### RECORDED INFORMATION
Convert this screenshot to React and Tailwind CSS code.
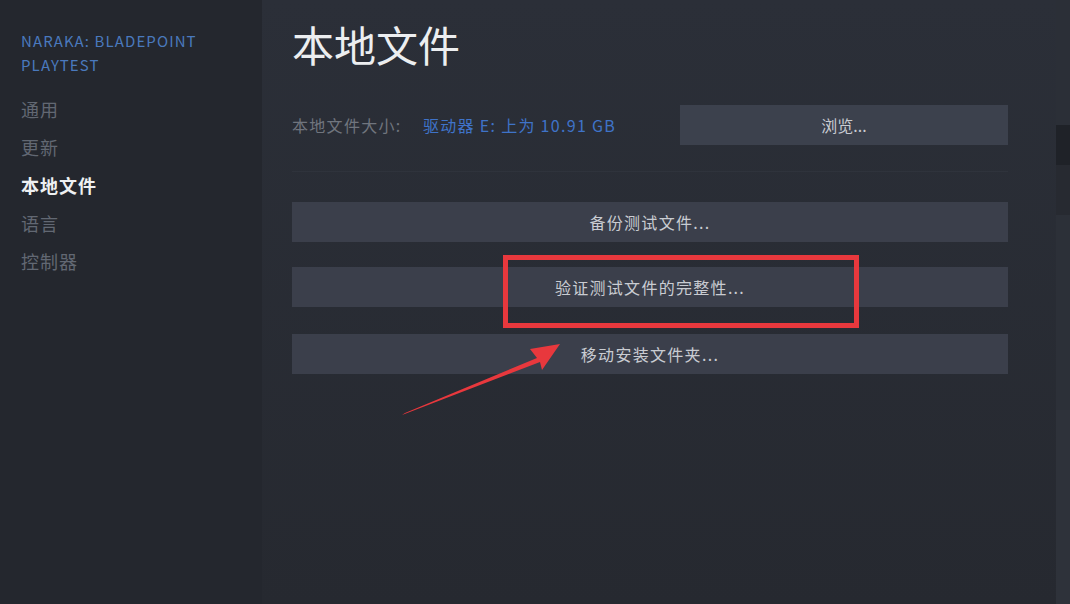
export default function App() {
  const font = { fontFamily: '"Noto Sans CJK SC", "Noto Sans", sans-serif' };
  const menu = ["通用", "更新", "本地文件", "语言", "控制器"];
  return (
    <div className="w-[1070px] h-[604px] flex overflow-hidden bg-[#24272e] relative" style={font}>
      <aside className="w-[262px] shrink-0 bg-[#24272e] pl-[21px] pt-[29px]">
        <div className="text-[15px] leading-[24px] text-[#4a79bd] tracking-[1.1px]">
          NARAKA: BLADEPOINT
          <br />
          PLAYTEST
        </div>
        <ul className="mt-[13px] flex flex-col">
          {menu.map((m) => (
            <li
              key={m}
              className={
                "h-[38px] flex items-center text-[18px] tracking-[1px] " +
                (m === "本地文件" ? "text-[#eef0f2] font-bold" : "text-[#626873]")
              }
            >
              {m}
            </li>
          ))}
        </ul>
      </aside>
      <main className="flex-1 bg-gradient-to-b from-[#2b2f38] to-[#262930] pl-[30px] pr-[48px] pt-[16px]">
        <h1 className="text-[42px] leading-[56px] text-[#eceef0] font-normal">本地文件</h1>
        <div className="mt-[33px] flex items-center h-[40px]">
          <span className="text-[16px] text-[#70757e] w-[131px] tracking-[1.3px]">本地文件大小:</span>
          <span className="text-[16px] text-[#3f73c8] tracking-[1.3px]">驱动器 E: 上为 10.91 GB</span>
          <button className="ml-auto w-[328px] h-[40px] bg-[#3c414d] text-[16px] text-[#c9ccd2]">浏览...</button>
        </div>
        <div className="mt-[26px] h-px bg-[#2f333c]" />
        <div className="mt-[30px] flex flex-col">
          <button className="h-[40px] bg-[#3b3f4b] text-[16px] tracking-[1.3px] text-[#c9ccd2]">备份测试文件...</button>
          <button className="mt-[25px] h-[40px] bg-[#3b3f4b] text-[16px] tracking-[1.3px] text-[#c9ccd2]">验证测试文件的完整性...</button>
          <button className="mt-[27px] h-[40px] bg-[#3b3f4b] text-[16px] tracking-[1.3px] text-[#c9ccd2]">移动安装文件夹...</button>
        </div>
      </main>
      <div className="w-[14px] shrink-0 flex flex-col">
        <div className="h-[125px] bg-[#2b2f37]" />
        <div className="h-[40px] bg-[#1f2228]" />
        <div className="h-[50px] bg-[#272a31]" />
        <div className="h-[195px] bg-[#2c3038]" />
        <div className="flex-1 bg-[#2e323a]" />
      </div>
      <div className="absolute left-[503px] top-[255px] w-[356px] h-[73px] border-[5px] border-[#e8383d]" />
      <svg className="absolute left-0 top-0" width="1070" height="604" viewBox="0 0 1070 604">
        <polygon points="402,415 405,413 537,358 530,349 560,344 542,370 540,362" fill="#e8383d" />
      </svg>
    </div>
  );
}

### EXERCISE REQUIREMENTS
Replicate the material above verbatim; images stay out of the copy.

### OUTPUT OF THE TASK
Convert this screenshot to React and Tailwind CSS code.
export default function App() {
  const font = { fontFamily: '"Noto Sans CJK SC", "Noto Sans", sans-serif' };
  const menu = ["通用", "更新", "本地文件", "语言", "控制器"];
  return (
    <div className="w-[1070px] h-[604px] flex overflow-hidden bg-[#24272e] relative" style={font}>
      <aside className="w-[262px] shrink-0 bg-[#24272e] pl-[21px] pt-[29px]">
        <div className="text-[15px] leading-[24px] text-[#4a79bd] tracking-[1.1px]">
          NARAKA: BLADEPOINT
          <br />
          PLAYTEST
        </div>
        <ul className="mt-[13px] flex flex-col">
          {menu.map((m) => (
            <li
              key={m}
              className={
                "h-[38px] flex items-center text-[18px] tracking-[1px] " +
                (m === "本地文件" ? "text-[#eef0f2] font-bold" : "text-[#626873]")
              }
            >
              {m}
            </li>
          ))}
        </ul>
      </aside>
      <main className="flex-1 bg-gradient-to-b from-[#2b2f38] to-[#262930] pl-[30px] pr-[48px] pt-[16px]">
        <h1 className="text-[42px] leading-[56px] text-[#eceef0] font-normal">本地文件</h1>
        <div className="mt-[33px] flex items-center h-[40px]">
          <span className="text-[16px] text-[#70757e] w-[131px] tracking-[1.3px]">本地文件大小:</span>
          <span className="text-[16px] text-[#3f73c8] tracking-[1.3px]">驱动器 E: 上为 10.91 GB</span>
          <button className="ml-auto w-[328px] h-[40px] bg-[#3c414d] text-[16px] text-[#c9ccd2]">浏览...</button>
        </div>
        <div className="mt-[26px] h-px bg-[#2f333c]" />
        <div className="mt-[30px] flex flex-col">
          <button className="h-[40px] bg-[#3b3f4b] text-[16px] tracking-[1.3px] text-[#c9ccd2]">备份测试文件...</button>
          <button className="mt-[25px] h-[40px] bg-[#3b3f4b] text-[16px] tracking-[1.3px] text-[#c9ccd2]">验证测试文件的完整性...</button>
          <button className="mt-[27px] h-[40px] bg-[#3b3f4b] text-[16px] tracking-[1.3px] text-[#c9ccd2]">移动安装文件夹...</button>
        </div>
      </main>
      <div className="w-[14px] shrink-0 flex flex-col">
        <div className="h-[125px] bg-[#2b2f37]" />
        <div className="h-[40px] bg-[#1f2228]" />
        <div className="h-[50px] bg-[#272a31]" />
        <div className="h-[195px] bg-[#2c3038]" />
        <div className="flex-1 bg-[#2e323a]" />
      </div>
      <div className="absolute left-[503px] top-[255px] w-[356px] h-[73px] border-[5px] border-[#e8383d]" />
      <svg className="absolute left-0 top-0" width="1070" height="604" viewBox="0 0 1070 604">
        <polygon points="402,415 405,413 537,358 530,349 560,344 542,370 540,362" fill="#e8383d" />
      </svg>
    </div>
  );
}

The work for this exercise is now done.